══ GIVEN MATERIAL ══

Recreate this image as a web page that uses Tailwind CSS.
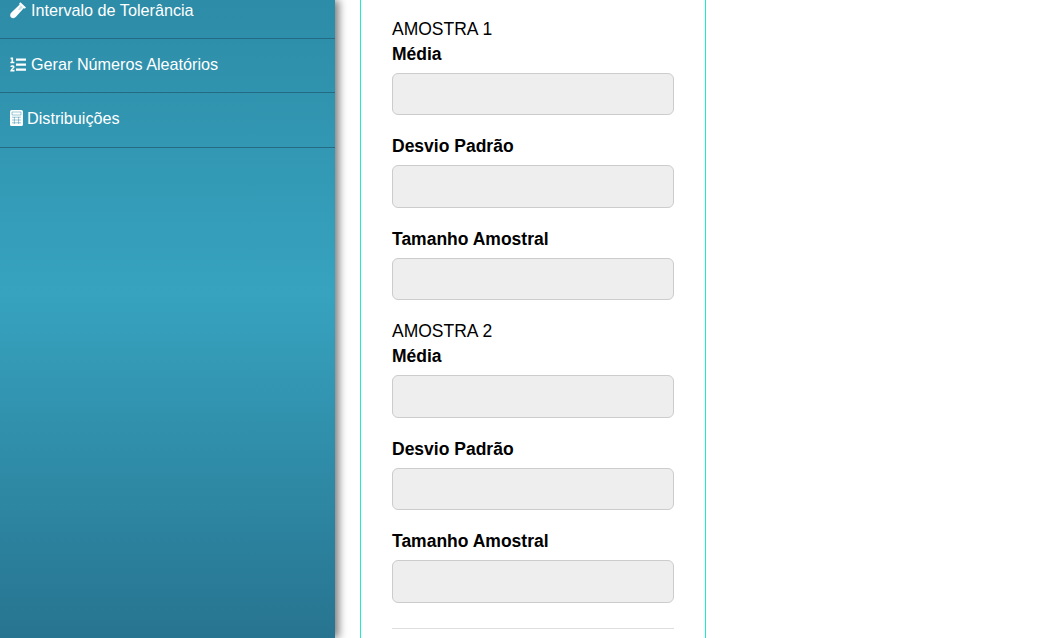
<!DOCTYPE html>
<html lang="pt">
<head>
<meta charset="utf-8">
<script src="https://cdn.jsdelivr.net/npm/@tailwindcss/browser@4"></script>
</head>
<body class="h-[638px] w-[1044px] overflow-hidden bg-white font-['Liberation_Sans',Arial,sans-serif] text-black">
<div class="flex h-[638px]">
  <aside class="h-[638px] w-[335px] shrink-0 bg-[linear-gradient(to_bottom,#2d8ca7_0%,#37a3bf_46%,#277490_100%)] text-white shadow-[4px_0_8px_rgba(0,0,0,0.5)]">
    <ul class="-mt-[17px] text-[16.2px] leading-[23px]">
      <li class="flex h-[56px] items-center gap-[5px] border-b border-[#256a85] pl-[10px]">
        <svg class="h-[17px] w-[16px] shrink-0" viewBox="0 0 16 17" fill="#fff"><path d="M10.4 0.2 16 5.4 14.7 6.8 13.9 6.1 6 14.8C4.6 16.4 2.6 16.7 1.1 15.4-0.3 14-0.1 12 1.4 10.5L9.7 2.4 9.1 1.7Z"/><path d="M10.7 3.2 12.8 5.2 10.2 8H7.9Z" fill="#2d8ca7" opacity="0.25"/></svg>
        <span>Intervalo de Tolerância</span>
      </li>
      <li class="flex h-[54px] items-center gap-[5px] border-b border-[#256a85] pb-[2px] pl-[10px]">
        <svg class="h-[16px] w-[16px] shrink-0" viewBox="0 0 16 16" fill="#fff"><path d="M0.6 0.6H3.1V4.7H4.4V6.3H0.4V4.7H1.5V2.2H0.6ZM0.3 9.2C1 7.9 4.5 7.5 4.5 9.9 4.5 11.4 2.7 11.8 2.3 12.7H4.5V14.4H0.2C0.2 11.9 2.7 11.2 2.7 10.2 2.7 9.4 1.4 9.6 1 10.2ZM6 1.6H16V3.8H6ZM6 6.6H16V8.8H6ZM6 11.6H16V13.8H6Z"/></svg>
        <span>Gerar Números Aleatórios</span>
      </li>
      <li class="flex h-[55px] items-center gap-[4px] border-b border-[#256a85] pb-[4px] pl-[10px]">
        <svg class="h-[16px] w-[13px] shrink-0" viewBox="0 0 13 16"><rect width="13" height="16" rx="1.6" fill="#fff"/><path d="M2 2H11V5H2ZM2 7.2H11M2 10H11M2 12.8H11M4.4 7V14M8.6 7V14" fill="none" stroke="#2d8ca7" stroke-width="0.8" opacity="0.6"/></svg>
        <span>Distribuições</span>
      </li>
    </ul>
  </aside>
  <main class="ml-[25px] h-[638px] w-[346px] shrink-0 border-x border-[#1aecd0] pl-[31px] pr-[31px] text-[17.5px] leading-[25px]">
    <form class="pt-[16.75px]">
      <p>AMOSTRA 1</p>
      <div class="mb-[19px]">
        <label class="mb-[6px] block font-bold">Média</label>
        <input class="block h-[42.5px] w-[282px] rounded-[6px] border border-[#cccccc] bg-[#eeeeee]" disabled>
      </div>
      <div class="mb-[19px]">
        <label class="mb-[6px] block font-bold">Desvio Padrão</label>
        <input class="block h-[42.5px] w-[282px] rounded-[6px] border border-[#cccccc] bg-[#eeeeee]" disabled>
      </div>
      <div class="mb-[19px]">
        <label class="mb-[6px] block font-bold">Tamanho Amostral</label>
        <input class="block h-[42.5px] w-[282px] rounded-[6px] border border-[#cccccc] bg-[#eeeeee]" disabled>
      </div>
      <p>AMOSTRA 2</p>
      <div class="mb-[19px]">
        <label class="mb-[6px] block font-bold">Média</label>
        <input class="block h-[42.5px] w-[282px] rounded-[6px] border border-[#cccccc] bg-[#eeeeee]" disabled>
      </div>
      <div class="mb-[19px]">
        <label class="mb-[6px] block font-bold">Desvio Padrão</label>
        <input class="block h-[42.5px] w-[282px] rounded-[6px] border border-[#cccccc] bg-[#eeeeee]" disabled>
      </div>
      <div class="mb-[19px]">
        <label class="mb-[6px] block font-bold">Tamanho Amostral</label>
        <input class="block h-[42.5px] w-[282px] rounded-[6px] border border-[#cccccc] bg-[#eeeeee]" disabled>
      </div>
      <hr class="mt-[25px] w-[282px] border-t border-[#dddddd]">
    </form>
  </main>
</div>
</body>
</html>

═══

▸ **THE REQUEST**: Do not include the images; transcribe the rest of the listing exactly.

▸ **ANSWER TO THE TASK**:
Recreate this image as a web page that uses Tailwind CSS.
<!DOCTYPE html>
<html lang="pt">
<head>
<meta charset="utf-8">
<script src="https://cdn.jsdelivr.net/npm/@tailwindcss/browser@4"></script>
</head>
<body class="h-[638px] w-[1044px] overflow-hidden bg-white font-['Liberation_Sans',Arial,sans-serif] text-black">
<div class="flex h-[638px]">
  <aside class="h-[638px] w-[335px] shrink-0 bg-[linear-gradient(to_bottom,#2d8ca7_0%,#37a3bf_46%,#277490_100%)] text-white shadow-[4px_0_8px_rgba(0,0,0,0.5)]">
    <ul class="-mt-[17px] text-[16.2px] leading-[23px]">
      <li class="flex h-[56px] items-center gap-[5px] border-b border-[#256a85] pl-[10px]">
        <svg class="h-[17px] w-[16px] shrink-0" viewBox="0 0 16 17" fill="#fff"><path d="M10.4 0.2 16 5.4 14.7 6.8 13.9 6.1 6 14.8C4.6 16.4 2.6 16.7 1.1 15.4-0.3 14-0.1 12 1.4 10.5L9.7 2.4 9.1 1.7Z"/><path d="M10.7 3.2 12.8 5.2 10.2 8H7.9Z" fill="#2d8ca7" opacity="0.25"/></svg>
        <span>Intervalo de Tolerância</span>
      </li>
      <li class="flex h-[54px] items-center gap-[5px] border-b border-[#256a85] pb-[2px] pl-[10px]">
        <svg class="h-[16px] w-[16px] shrink-0" viewBox="0 0 16 16" fill="#fff"><path d="M0.6 0.6H3.1V4.7H4.4V6.3H0.4V4.7H1.5V2.2H0.6ZM0.3 9.2C1 7.9 4.5 7.5 4.5 9.9 4.5 11.4 2.7 11.8 2.3 12.7H4.5V14.4H0.2C0.2 11.9 2.7 11.2 2.7 10.2 2.7 9.4 1.4 9.6 1 10.2ZM6 1.6H16V3.8H6ZM6 6.6H16V8.8H6ZM6 11.6H16V13.8H6Z"/></svg>
        <span>Gerar Números Aleatórios</span>
      </li>
      <li class="flex h-[55px] items-center gap-[4px] border-b border-[#256a85] pb-[4px] pl-[10px]">
        <svg class="h-[16px] w-[13px] shrink-0" viewBox="0 0 13 16"><rect width="13" height="16" rx="1.6" fill="#fff"/><path d="M2 2H11V5H2ZM2 7.2H11M2 10H11M2 12.8H11M4.4 7V14M8.6 7V14" fill="none" stroke="#2d8ca7" stroke-width="0.8" opacity="0.6"/></svg>
        <span>Distribuições</span>
      </li>
    </ul>
  </aside>
  <main class="ml-[25px] h-[638px] w-[346px] shrink-0 border-x border-[#1aecd0] pl-[31px] pr-[31px] text-[17.5px] leading-[25px]">
    <form class="pt-[16.75px]">
      <p>AMOSTRA 1</p>
      <div class="mb-[19px]">
        <label class="mb-[6px] block font-bold">Média</label>
        <input class="block h-[42.5px] w-[282px] rounded-[6px] border border-[#cccccc] bg-[#eeeeee]" disabled>
      </div>
      <div class="mb-[19px]">
        <label class="mb-[6px] block font-bold">Desvio Padrão</label>
        <input class="block h-[42.5px] w-[282px] rounded-[6px] border border-[#cccccc] bg-[#eeeeee]" disabled>
      </div>
      <div class="mb-[19px]">
        <label class="mb-[6px] block font-bold">Tamanho Amostral</label>
        <input class="block h-[42.5px] w-[282px] rounded-[6px] border border-[#cccccc] bg-[#eeeeee]" disabled>
      </div>
      <p>AMOSTRA 2</p>
      <div class="mb-[19px]">
        <label class="mb-[6px] block font-bold">Média</label>
        <input class="block h-[42.5px] w-[282px] rounded-[6px] border border-[#cccccc] bg-[#eeeeee]" disabled>
      </div>
      <div class="mb-[19px]">
        <label class="mb-[6px] block font-bold">Desvio Padrão</label>
        <input class="block h-[42.5px] w-[282px] rounded-[6px] border border-[#cccccc] bg-[#eeeeee]" disabled>
      </div>
      <div class="mb-[19px]">
        <label class="mb-[6px] block font-bold">Tamanho Amostral</label>
        <input class="block h-[42.5px] w-[282px] rounded-[6px] border border-[#cccccc] bg-[#eeeeee]" disabled>
      </div>
      <hr class="mt-[25px] w-[282px] border-t border-[#dddddd]">
    </form>
  </main>
</div>
</body>
</html>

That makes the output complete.